Another fantastic day a DHOXSS 2018. This morning’s session with Elizabeth Wickes stressed the importance of minimum viable curation - the idea of accessing data with the constraints of a real-world situation. In this case something that actually related very well to my line of work: the presentation of a resource by a supervisor, from which the research student would need to examine and extract relevant data. In this case it was a far from ideal static webpage. The digging into the page’s source code in Chrome, and then the identification within the HTML of encoded data relating to a collection of letters lead us to use a Base64 decoder, to produce a more human-readable text, which could then be better rendered into HTML with some work on the sanitization to allow the page to display as fully human readable. All in all, it demonstrates how, with a bit of digging, humanities researchers can extract quite a lot from what appears on the surface as very little.
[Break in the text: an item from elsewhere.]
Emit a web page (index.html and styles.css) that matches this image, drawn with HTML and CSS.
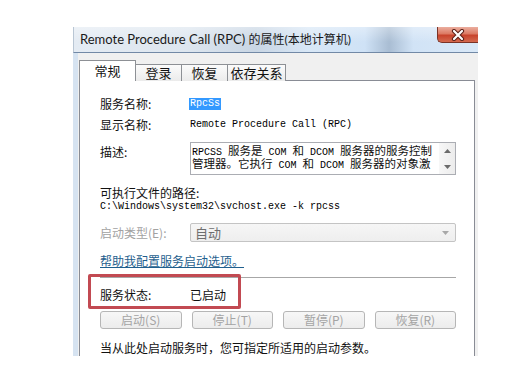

After the break, we had session with Neil Jefferies of the Bodleian Libraries. We looked at contextual data modelling, which entailed first of all examining knowledge models - how we go about making sense of the world, and accommodate uncertainty (something that the world of the humanities does quite a lot, but computer science does not do so well). We reviewed different data models, some of which we saw yesterday, including tabulation, trees and graphs. One of our key tasks was to try to identify the explicit and implicit entities mentioned in a very simple statement relating to a performance in another language of Shakespeare’s Romeo and Juliet. Easy, right? Not so much. Depending on our research aims, we might want to examine more or less information about the performance, the text, the author, and longer provenance of the work.

A second task also looked at this a particular object - in this case a manuscript - and how we might move through different levels of certainty in the knowledge model, which often leads to the more static attributes of the object being fewer in number, and the more dynamic attributes more numerous, but often the things that researchers in the humanities seize on. This is often why linked data approaches are increasingly important for researchers, because they help to encode the relations between subjects and objects in a multi-dimensional way.

After lunch, Elizabeth took us through her learning strategy for acquiring technical skills. Her ‘psychology first’ approach is, I think, a very good one. Too often we believe that we can simply acquire technical skills that are akin to using a new computer, or finding our way around a new piece of software, but entering the realm of programming languages, for instance, is a fundamental shift of our linguistic outlook. What really impressed me about Elizabeth’s approach to this was that many of the ways of writing a programme resemble practices of academic writing activities that we have long internalised, and treat as second nature. Take, for example, the approach to writing a programme (right).

There is parity here, as well as in the way that code is edited and revised, so even when we think that the language is completely alien to us, there are ways of parsing each line to find out where there may be errors (e.g. grammatical, syntactical). In short, from this model of corrections in our own academic (natural) language, we can begin to deal with (if not fully understand) what it is that computer languages are doing.

On the matter of language, the final session today was a paper by Professor Janet B. Pierrehumbert on social dimensions of the lexicon. Although I am not a specialist in computational linguistics, it was very helpful to see the different methods, analyses and results of reaction time experiments for recognition of phonetic variants, such as in dialects, and also around morphology. One of the fascinating conclusions of her experiments has been around the strong influence of gender as a cue in the way that word forms are generated, followed closely by ethnicity and age. Visual cues (in this case, whether an interlocutor is facing forward or in profile) had very little effect at all. As someone who is interested in the visual, I found this very intriguing.